Sunday, March 23, 2014

According to Allen Meltzer QE failed. Quantitatively in realizing the sluggish growth, it did.

...Nowhere is this phenomenon more pronounced than in the United States, where the Federal Reserve has reduced interest rates to unprecedented levels and, through quantitative easing (QE), augmented bank reserves by purchasing financial assets. But inflation – which rapid money-supply expansion inevitably fuels – has so far remained subdued, at roughly 2%, because banks are not using their swelling reserves to expand credit and increase liquidity. While this is keeping price volatility in check, it is also hindering employment growth....

...America’s central bankers need not search far to find out why QE is not working; evidence is published regularly for anyone to see. During QE2 (from November 2010 to July 2011), the Fed added a total of $557.9 billion to reserves, and excess reserves grew by $546.5 billion. That means that banks circulated only 2% of QE2’s contribution, leaving the rest idle. Similarly, since QE3 was launched last September, total bank reserves have grown by $244.1 billion, and excess reserves by $239.4 billion – meaning that 99% of the funds remain idle....

Wall Street would say any QE was wildly effective, but, the American work force would disagree. If one considers the principles behind austerity and it's failure to stabilize and grow an economy, the only reasonable path to improve the economy was indulging Wall Street's wildest dreams in order to eke out at least 2% more circulating capital. QE pandered to the fact the banks had the power in 'too big to fail' and the only way that was going to change was to place so much money in their reserves they were willing to waste 2% by chance there would be a return on those monies. 

It is even easier to point to that fact in realizing the excessive indulgence with the London Whale. The monies lost by JP Morgan was chump change for the most part. It is that 'standard' of banking strategy that was at least working to return some employment in the USA. 

The policy changes that needed to occur to increase US Treasury income to reduce national debt and  to reduce taxes to increase circulating capital was very difficult to achieve. The lack of movement of policy changes primarily stalled after 2010 because the GOP's insistence to adhere to their election rhetoric. That rhetoric was set by the Tea Party and the growth of the USA slowed and has remained sluggish due to that party priority.

The sluggish USA economy received hard realities in that the GOP's austerity would even side line the Blue Angels for year while the banks were hoarding their reserves without lending.

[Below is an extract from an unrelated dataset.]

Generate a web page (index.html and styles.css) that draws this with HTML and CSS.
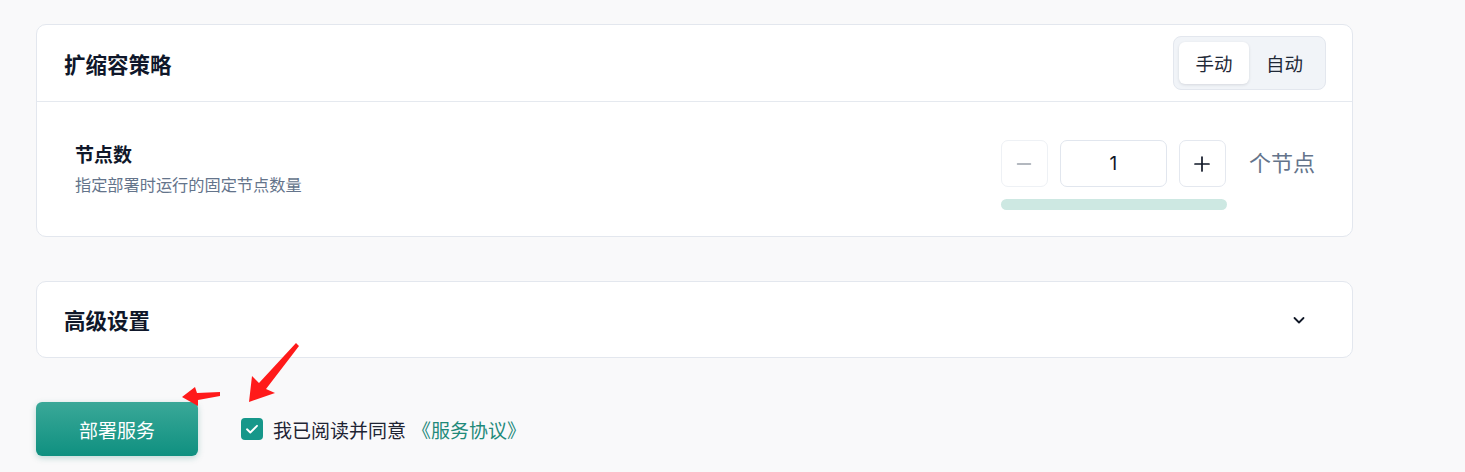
FILE: index.html
```html
<!DOCTYPE html>
<html lang="zh-CN">
<head>
<meta charset="utf-8">
<title>部署服务</title>
<link rel="stylesheet" href="styles.css">
</head>
<body>
<main class="page">
  <section class="card">
    <header class="card-head">
      <h2 class="card-title">扩缩容策略</h2>
      <div class="segmented">
        <button class="seg-btn active">手动</button>
        <button class="seg-btn">自动</button>
      </div>
    </header>
    <div class="card-body">
      <div class="row">
        <div class="row-text">
          <div class="row-label">节点数</div>
          <div class="row-desc">指定部署时运行的固定节点数量</div>
        </div>
        <div class="row-control">
          <div class="stepper-col">
            <div class="stepper">
              <button class="step-btn minus" aria-label="减少">
                <svg width="18" height="18" viewBox="0 0 18 18"><path d="M2.5 9h13" stroke="#9aa1ab" stroke-width="1.5" stroke-linecap="round"/></svg>
              </button>
              <div class="step-input">1</div>
              <button class="step-btn plus" aria-label="增加">
                <svg width="18" height="18" viewBox="0 0 18 18"><path d="M2 9h14M9 2v14" stroke="#111827" stroke-width="1.7" stroke-linecap="round"/></svg>
              </button>
            </div>
            <div class="track"></div>
          </div>
          <span class="unit">个节点</span>
        </div>
      </div>
    </div>
  </section>

  <section class="card collapsed">
    <header class="card-head plain">
      <h2 class="card-title">高级设置</h2>
      <svg class="chevron" width="16" height="16" viewBox="0 0 16 16"><path d="M3.5 6l4.5 4.5L12.5 6" fill="none" stroke="#111827" stroke-width="1.8" stroke-linecap="round" stroke-linejoin="round"/></svg>
    </header>
  </section>

  <div class="actions">
    <button class="deploy">部署服务</button>
    <label class="agree">
      <span class="checkbox">
        <svg width="16" height="16" viewBox="0 0 16 16"><path d="M3 8.3l3.3 3.2L13 4.8" fill="none" stroke="#fff" stroke-width="1.9" stroke-linecap="round" stroke-linejoin="round"/></svg>
      </span>
      <span class="agree-text">我已阅读并同意</span>
      <a class="agree-link" href="#">《服务协议》</a>
    </label>
  </div>
</main>

<svg class="annot" width="1465" height="472" viewBox="0 0 1465 472">
  <polygon points="182,397 195,387 197,393 220,392 220,396 198,400 198,406" fill="#ff1a1a"/>
  <polygon points="249,402 252,376 259,383 296,343 299,346 266,389 275,393" fill="#ff1a1a"/>
</svg>
</body>
</html>
```

FILE: styles.css
```css
* { box-sizing: border-box; }
html, body { margin: 0; padding: 0; }
body {
  background: #f9f9fa;
  font-family: Inter, "Noto Sans CJK SC", sans-serif;
  color: #0f172a;
  width: 1465px;
  height: 472px;
  overflow: hidden;
  position: relative;
}
.page {
  width: 1317px;
  margin-left: 36px;
  padding-top: 24px;
  display: flex;
  flex-direction: column;
  gap: 44px;
}
.card {
  background: #fff;
  border: 1px solid #e3e7ee;
  border-radius: 10px;
}
.card-head {
  height: 77px;
  display: flex;
  align-items: center;
  justify-content: space-between;
  padding: 0 26px 0 27px;
  border-bottom: 1px solid #e5e9ef;
}
.card-head.plain { border-bottom: none; height: 75px; padding-right: 45px; }
.card-title {
  margin: 0;
  font-size: 21.5px;
  font-weight: 700;
  color: #0f172a;
  letter-spacing: 0;
}
.segmented {
  display: flex;
  padding: 5px;
  background: #f1f4f8;
  border: 1px solid #e3e7ee;
  border-radius: 8px;
}
.seg-btn {
  width: 71px;
  height: 42px;
  border: none;
  background: transparent;
  font-family: inherit;
  font-size: 18.5px;
  color: #1f2937;
  border-radius: 6px;
  cursor: pointer;
  padding: 0;
}
.seg-btn.active {
  background: #fff;
  box-shadow: 0 1px 3px rgba(15, 23, 42, 0.12);
  width: 70px;
}
.card-body {
  padding: 38px 37px 26px 38px;
}
.row {
  display: flex;
  justify-content: space-between;
  align-items: flex-start;
}
.row-text { padding-top: 3px; }
.row-label {
  font-size: 19px;
  font-weight: 700;
  color: #0f172a;
  line-height: 25px;
}
.row-desc {
  margin-top: 7px;
  font-size: 16.2px;
  color: #64748b;
  line-height: 20px;
}
.row-control {
  display: flex;
  align-items: flex-start;
  gap: 22px;
}
.stepper-col {
  display: flex;
  flex-direction: column;
  gap: 12px;
}
.stepper {
  display: flex;
  gap: 12px;
}
.step-btn {
  width: 47px;
  height: 47px;
  border: 1px solid #e4e8ef;
  border-radius: 7px;
  background: #fff;
  display: flex;
  align-items: center;
  justify-content: center;
  padding: 0;
  cursor: pointer;
}
.step-btn.minus { border-color: #eef1f5; }
.step-input {
  width: 107px;
  height: 47px;
  border: 1px solid #e1e6ee;
  border-radius: 7px;
  display: flex;
  align-items: center;
  justify-content: center;
  font-size: 19px;
  color: #111827;
}
.track {
  width: 226px;
  height: 11px;
  border-radius: 6px;
  background: #cde8e2;
}
.unit {
  font-size: 22px;
  color: #64748b;
  line-height: 47px;
}
.chevron { display: block; }
.actions {
  display: flex;
  align-items: center;
  gap: 43px;
}
.deploy {
  width: 162px;
  height: 54px;
  border: none;
  border-radius: 6px;
  background: linear-gradient(180deg, #3aa898 0%, #0f9080 100%);
  color: #fff;
  font-family: inherit;
  font-size: 19px;
  box-shadow: 0 2px 6px rgba(15, 120, 105, 0.25);
  cursor: pointer;
  padding: 0;
}
.agree {
  display: flex;
  align-items: center;
  font-size: 19px;
  color: #1e2433;
}
.checkbox {
  width: 22px;
  height: 22px;
  border-radius: 4px;
  background: #16978a;
  display: flex;
  align-items: center;
  justify-content: center;
  margin-right: 10px;
}
.agree-link {
  margin-left: 6px;
  color: #1f8a7a;
  text-decoration: none;
}
.annot {
  position: absolute;
  left: 0;
  top: 0;
  pointer-events: none;
}
```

At least The Fed managed to manipulate the banks enough to push through some circulating capital.
Nowhere is this phenomenon more pronounced than in the United States, where the Federal Reserve has reduced interest rates to unprecedented levels and, through quantitative easing (QE), augmented bank reserves by purchasing financial assets. But inflation – which rapid money-supply expansion inevitably fuels – has so far remained subdued, at roughly 2%, because banks are not using their swelling reserves to expand credit and increase liquidity. While this is keeping price volatility in check, it is also hindering employment growth.